Como foi possível fazer a Copa? Provavelmente o leitor lembra dos receios a respeito das obras essenciais para a Copa, inclusive alguns estádios, não ficarem prontas em tempo hábil. É bem verdade que muitas das obras prometidas, algumas que importantes para o evento, não ficaram prontas, mas as obras essenciais foram entregues no tempo. Teve Copa e não fosse o desempenho vexatório da seleção brasileira teria sido uma festa para recordar por muito tempo, cara demais para nossas possibilidades, é verdade, mas bonita. Teriam sido os receios infundados? A matéria da Veja projetando que nem mesmo os estádios ficariam prontos estava desprovida de fundamentos? Há diga que sim, mas não é o meu caso. O fato é que foi necessário mudar a lei de licitação e criar o Regime Diferenciado de Contratações Públicas (Lei 12.462, link aqui), também conhecido como RDC. É bem verdade que o Sindicato da Arquitetura e Engenharia e o Conselho de Arquitetura e Urbanismo do Brasil argumentam que o RDC não agilizou as obras da Copa (link aqui), mas vários gestores ligados aos projetos da Copa disseram o contrário, inclusive alguns com quem conversei. Creio que ainda veremos debates a respeito do RCD ter o u não ter sido uma boa opção, mas o fato de o governo ter sentido a necessidade de mudar a lei de licitação para conseguir viabilizar obras importantes para Copa sugere que quando pressionado por um prazo fatal o governo percebeu que menos do que a falta de recursos eram as complicações legais que podiam comprometer a realização da Copa.

A lista de exemplos de obras que não terminam poderia ser bem maior: Belo Monte, Estação Morumbi da Linha 4-Amarela do metrô de São Paulo, duplicação da BR-101 em Pernambuco, Arco Metropolitano do Rio, Transnordestina e etc. Dificuldades comuns a todas as grandes obras iniciadas e não terminadas nas últimas décadas incluem projetos mal feitos, corrupção, ações na justiça em relação a competência de quem autorizou a obra ou relativas a questões ambientais e indígenas, erros graves de execução, profusão de decisões envolvendo agências reguladoras, estados e municípios bem como as diversas procuradorias, licitações mal feitas e orçamentos iniciais inconsistente com o custo da obra.
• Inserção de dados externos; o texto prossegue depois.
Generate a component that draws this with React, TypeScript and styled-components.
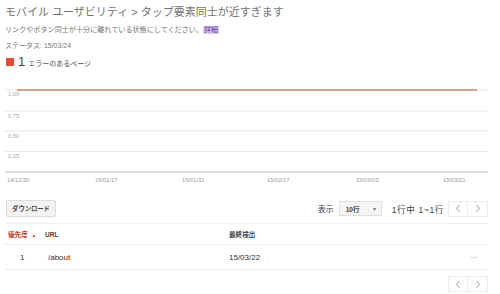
import React from "react";
import styled, { createGlobalStyle } from "styled-components";

const Global = createGlobalStyle`
  html, body { margin: 0; padding: 0; background: #fff; }
  body { font-family: "Liberation Sans", Arial, "Noto Sans CJK JP", sans-serif; }
`;

const Page = styled.div`
  width: 500px;
  height: 294px;
  overflow: hidden;
  padding: 0 12px 0 5px;
  box-sizing: border-box;
`;

const Title = styled.h1`
  margin: 0;
  padding-top: 3px;
  height: 21px;
  box-sizing: border-box;
  font-weight: normal;
  font-size: 11px;
  line-height: 18px;
  color: #737373;
  white-space: nowrap;
`;

const Desc = styled.div`
  margin-top: 4px;
  height: 10px;
  font-size: 7.1px;
  line-height: 10px;
  color: #777;
  white-space: nowrap;
`;

const Link = styled.a`
  color: #663399;
  background: #ddd0f0;
  padding: 0 1px;
  text-decoration: none;
`;

const Status = styled.div`
  margin-top: 6px;
  height: 10px;
  font-size: 7px;
  line-height: 10px;
  color: #777;
`;

const ErrorRow = styled.div`
  margin-top: 4px;
  height: 13px;
  display: flex;
  align-items: center;
  padding-left: 1px;
`;

const Swatch = styled.span`
  width: 8px;
  height: 8px;
  background: #dd4b39;
  margin-right: 4px;
`;

const Count = styled.span`
  font-size: 13px;
  color: #444;
  margin-right: 3px;
  line-height: 13px;
`;

const Small = styled.span`
  font-size: 7px;
  color: #555;
  padding-top: 2px;
`;

const ChartSvg = styled.svg`
  display: block;
  margin: 16px 0 0 -5px;
  width: 500px;
  height: 102px;
`;

const Toolbar = styled.div`
  margin-top: 14px;
  height: 17px;
  display: flex;
  align-items: center;
  padding-left: 1px;
`;

const Button = styled.button`
  height: 17px;
  width: 50px;
  padding: 0;
  border: 1px solid #dcdcdc;
  background: #f3f3f3;
  border-radius: 2px;
  font-family: inherit;
  font-size: 6.3px;
  font-weight: bold;
  color: #444;
`;

const Spacer = styled.div`
  flex: 1;
`;

const Label = styled.span`
  font-size: 8px;
  color: #444;
  margin-right: 5px;
`;

const Select = styled.div`
  width: 43px;
  height: 15px;
  box-sizing: border-box;
  border: 1px solid #e0e0e0;
  background: #f5f5f5;
  display: flex;
  align-items: center;
  justify-content: space-between;
  padding: 0 5px 0 6px;
  font-size: 6.5px;
  font-weight: bold;
  color: #444;
  margin-right: 10px;
`;

const Caret = styled.span`
  font-size: 6px;
  color: #777;
  font-weight: normal;
`;

const RangeText = styled.span`
  font-size: 8.6px;
  letter-spacing: 0.6px;
  color: #444;
  margin-right: 4px;
`;

const Pager = styled.div`
  display: flex;
  height: 16px;
`;

const PagerBtn = styled.div`
  width: 20px;
  height: 16px;
  box-sizing: border-box;
  border: 1px solid #ececec;
  display: flex;
  align-items: center;
  justify-content: center;
  & + & { border-left: none; }
`;

const Table = styled.div`
  margin-top: 6px;
  border-top: 1px solid #f0f0f0;
`;

const Row = styled.div<{ $head?: boolean }>`
  display: grid;
  grid-template-columns: 40px 183px 1fr 18px;
  align-items: center;
  height: ${(p) => (p.$head ? "20px" : "24px")};
  border-bottom: 1px solid #ececec;
  font-size: ${(p) => (p.$head ? "6.6px" : "8px")};
  font-weight: ${(p) => (p.$head ? "bold" : "normal")};
  color: ${(p) => (p.$head ? "#444" : "#333")};
`;

const Cell = styled.div<{ $red?: boolean; $pad?: number }>`
  padding-left: ${(p) => p.$pad ?? 0}px;
  color: ${(p) => (p.$red ? "#c53929" : "inherit")};
  white-space: nowrap;
`;

const SortArrow = styled.span`
  font-size: 4.5px;
  margin-left: 4px;
  vertical-align: middle;
`;

const Dots = styled.div`
  color: #888;
  font-size: 8px;
  letter-spacing: -0.5px;
`;

const BottomPager = styled.div`
  margin-top: 6px;
  display: flex;
  justify-content: flex-end;
`;

const Chevron = ({ dir }: { dir: "l" | "r" }) => (
  <svg width="6" height="9" viewBox="0 0 6 9">
    <path
      d={dir === "l" ? "M4.5 1 L1.5 4.5 L4.5 8" : "M1.5 1 L4.5 4.5 L1.5 8"}
      fill="none"
      stroke="#999"
      strokeWidth="1"
    />
  </svg>
);

const PagerPair = () => (
  <Pager>
    <PagerBtn>
      <Chevron dir="l" />
    </PagerBtn>
    <PagerBtn>
      <Chevron dir="r" />
    </PagerBtn>
  </Pager>
);

const grid = [27, 47, 67.5];
const yLabels = [
  { t: "1.00", y: 12 },
  { t: "0.75", y: 34 },
  { t: "0.50", y: 54 },
  { t: "0.25", y: 74 },
];
const xLabels = [
  { t: "14/12/30", x: 7 },
  { t: "15/01/17", x: 95 },
  { t: "15/01/31", x: 182 },
  { t: "15/02/17", x: 267 },
  { t: "15/03/03", x: 356 },
  { t: "15/03/21", x: 443 },
];

const Chart = () => (
  <ChartSvg viewBox="0 0 500 102">
    <line x1="5" x2="488" y1="6" y2="6" stroke="#e6e6e6" strokeWidth="1" />
    {grid.map((y) => (
      <line key={y} x1="5" x2="488" y1={y} y2={y} stroke="#e6e6e6" strokeWidth="1.2" />
    ))}
    <line x1="5" x2="488" y1="88" y2="88" stroke="#bdbdbd" strokeWidth="1.2" />
    <line x1="17" x2="477" y1="6" y2="6" stroke="#c9876a" strokeWidth="1.3" />
    {yLabels.map((l) => (
      <text key={l.t} x="8" y={l.y} fontSize="5.8" fill="#aaa" fontFamily="Liberation Sans, Arial, sans-serif">
        {l.t}
      </text>
    ))}
    {xLabels.map((l) => (
      <text key={l.t} x={l.x} y="98" fontSize="5.8" fill="#999" fontFamily="Liberation Sans, Arial, sans-serif">
        {l.t}
      </text>
    ))}
  </ChartSvg>
);

export default function App() {
  return (
    <Page>
      <Global />
      <Title>モバイル ユーザビリティ &gt; タップ要素同士が近すぎます</Title>
      <Desc>
        リンクやボタン同士が十分に離れている状態にしてください。<Link href="#">詳細</Link>
      </Desc>
      <Status>ステータス: 15/03/24</Status>
      <ErrorRow>
        <Swatch />
        <Count>1</Count>
        <Small>エラーのあるページ</Small>
      </ErrorRow>
      <Chart />
      <Toolbar>
        <Button>ダウンロード</Button>
        <Spacer />
        <Label>表示</Label>
        <Select>
          10行
          <Caret>▾</Caret>
        </Select>
        <RangeText>1行中 1~1行</RangeText>
        <PagerPair />
      </Toolbar>
      <Table>
        <Row $head>
          <Cell $red $pad={3}>
            優先度<SortArrow>▲</SortArrow>
          </Cell>
          <Cell>URL</Cell>
          <Cell $pad={1}>最終検出</Cell>
          <Cell />
        </Row>
        <Row>
          <Cell $pad={15}>1</Cell>
          <Cell $pad={3}>/about</Cell>
          <Cell $pad={1}>15/03/22</Cell>
          <Dots>···</Dots>
        </Row>
      </Table>
      <BottomPager>
        <PagerPair />
      </BottomPager>
    </Page>
  );
}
Problemas relacionados a falta de recursos são raros, talvez inexistentes.

Se o leitor ficou sensibilizado com meu argumento que não é por falta de recursos que não conseguimos realizar grandes projetos espero que o leitor, assim como eu, questione onde o novo plano de concessões trata do assunto. Modelos de concessão, planos de financiamento e fontes de recursos são questões importantes, não nego, mas sem resolver os problemas que nos levaram aos fracassos anteriores não creio que uma nova rodada de concessões terá sucesso em resolver nossos problemas. Os chineses possuem recursos suficientes para construir ferrovias que cortem o Brasil e cheguem no pacífico, é difícil não concordar que tal ferrovia tem valor econômico, mas também é difícil imaginar tal ferrovia pronta nos próximos anos, talvez na próxima década. É muito provável que o emaranhado de leis estaduais, normas de diversas agências federais e estaduais, alvarás que demoram anos para ser emitidos e ações promovidas por grupos de interesse locais acabem por espantar os investidores chineses e o caminho para o pacífico seja feito por outro lugar.

Naturalmente não estou sugerindo que abramos mão do combate a corrupção, da autonomia dos estados, da proteção ambiental ou que desrespeitemos os direitos de populações indígenas. Longe disso, mas é preciso pensar um sistema de leis que garanta as importantes questões listadas, mas que não transformem grandes investimento em um empreendimento quase impossível. É preciso encontrar formas ágeis de arbitrar interesses dos estados ou de averiguar impactos ambientais. Um regime jurídico que permite que uma obra seja construída e após a construção proíbe que a obra seja utilizada tem problemas sérios. Na minha avaliação sem resolver tais questões nossos problemas de infraestrutura e investimento em geral não serão resolvidos, pelo menos não com a eficiência necessária.